Everything in the data should be repeated exactly, save for the images.

____ Source material

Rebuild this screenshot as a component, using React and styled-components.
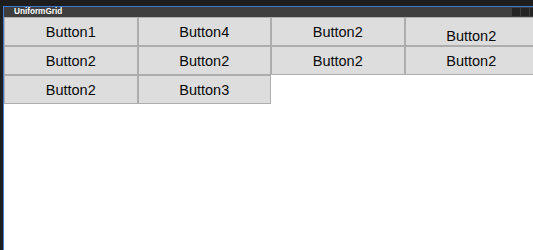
import styled, { createGlobalStyle } from "styled-components";

const GlobalStyle = createGlobalStyle`
  html, body {
    margin: 0;
    padding: 0;
    background: #ffffff;
    overflow: hidden;
  }
`;

const buttons = [
  { label: "Button1" },
  { label: "Button4" },
  { label: "Button2" },
  { label: "Button2", shift: 4 },
  { label: "Button2" },
  { label: "Button2" },
  { label: "Button2" },
  { label: "Button2" },
  { label: "Button2" },
  { label: "Button3" },
];

const App = () => {
  return (
    <Window>
      <GlobalStyle />
      <Inner>
        {/* TITLE BAR */}
        <TitleBar>
          <Title>UniformGrid</Title>
          <Controls>
            <Square />
            <Square />
            <Square />
          </Controls>
        </TitleBar>
        {/* GRID */}
        <Grid>
          {buttons.map((b, i) => (
            <Cell key={i} $shift={b.shift || 0}>
              {b.label}
            </Cell>
          ))}
        </Grid>
      </Inner>
    </Window>
  );
};

const Window = styled.div`
  width: 533px;
  height: 250px;
  box-sizing: border-box;
  background: #1e1e1e;
  padding: 6px 0 0 3px;
  display: flex;
  overflow: hidden;
`;

const Inner = styled.div`
  flex: 1;
  display: flex;
  flex-direction: column;
  background: #ffffff;
  border-top: 1px solid #3d7ad8;
  border-left: 1px solid #3d7ad8;
  min-width: 0;
  overflow: hidden;
`;

const TitleBar = styled.div`
  height: 10px;
  background: #3e3e3e;
  display: flex;
  align-items: center;
  justify-content: space-between;
  padding-left: 10px;
`;

const Title = styled.span`
  font-family: "Liberation Sans", Arial, sans-serif;
  font-weight: bold;
  font-size: 8.2px;
  line-height: 10px;
  color: #ffffff;
`;

const Controls = styled.div`
  display: flex;
  gap: 1px;
  align-self: stretch;
  padding-top: 1px;
  margin-right: -5px;
`;

const Square = styled.div`
  width: 8px;
  height: 8px;
  background: #232323;
`;

const Grid = styled.div`
  display: grid;
  grid-template-columns: repeat(4, 133.5px);
  grid-auto-rows: 29px;
  width: 534px;
`;

const Cell = styled.div`
  box-sizing: border-box;
  background: #dddddd;
  border: 1px solid #adadad;
  display: flex;
  align-items: center;
  justify-content: center;
  padding-top: ${({ $shift }) => $shift * 2}px;
  font-family: "Liberation Sans", Arial, sans-serif;
  font-size: 14.5px;
  color: #0a0a0a;
`;

export default App;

________

— Task response —
Rebuild this screenshot as a component, using React and styled-components.
import styled, { createGlobalStyle } from "styled-components";

const GlobalStyle = createGlobalStyle`
  html, body {
    margin: 0;
    padding: 0;
    background: #ffffff;
    overflow: hidden;
  }
`;

const buttons = [
  { label: "Button1" },
  { label: "Button4" },
  { label: "Button2" },
  { label: "Button2", shift: 4 },
  { label: "Button2" },
  { label: "Button2" },
  { label: "Button2" },
  { label: "Button2" },
  { label: "Button2" },
  { label: "Button3" },
];

const App = () => {
  return (
    <Window>
      <GlobalStyle />
      <Inner>
        {/* TITLE BAR */}
        <TitleBar>
          <Title>UniformGrid</Title>
          <Controls>
            <Square />
            <Square />
            <Square />
          </Controls>
        </TitleBar>
        {/* GRID */}
        <Grid>
          {buttons.map((b, i) => (
            <Cell key={i} $shift={b.shift || 0}>
              {b.label}
            </Cell>
          ))}
        </Grid>
      </Inner>
    </Window>
  );
};

const Window = styled.div`
  width: 533px;
  height: 250px;
  box-sizing: border-box;
  background: #1e1e1e;
  padding: 6px 0 0 3px;
  display: flex;
  overflow: hidden;
`;

const Inner = styled.div`
  flex: 1;
  display: flex;
  flex-direction: column;
  background: #ffffff;
  border-top: 1px solid #3d7ad8;
  border-left: 1px solid #3d7ad8;
  min-width: 0;
  overflow: hidden;
`;

const TitleBar = styled.div`
  height: 10px;
  background: #3e3e3e;
  display: flex;
  align-items: center;
  justify-content: space-between;
  padding-left: 10px;
`;

const Title = styled.span`
  font-family: "Liberation Sans", Arial, sans-serif;
  font-weight: bold;
  font-size: 8.2px;
  line-height: 10px;
  color: #ffffff;
`;

const Controls = styled.div`
  display: flex;
  gap: 1px;
  align-self: stretch;
  padding-top: 1px;
  margin-right: -5px;
`;

const Square = styled.div`
  width: 8px;
  height: 8px;
  background: #232323;
`;

const Grid = styled.div`
  display: grid;
  grid-template-columns: repeat(4, 133.5px);
  grid-auto-rows: 29px;
  width: 534px;
`;

const Cell = styled.div`
  box-sizing: border-box;
  background: #dddddd;
  border: 1px solid #adadad;
  display: flex;
  align-items: center;
  justify-content: center;
  padding-top: ${({ $shift }) => $shift * 2}px;
  font-family: "Liberation Sans", Arial, sans-serif;
  font-size: 14.5px;
  color: #0a0a0a;
`;

export default App;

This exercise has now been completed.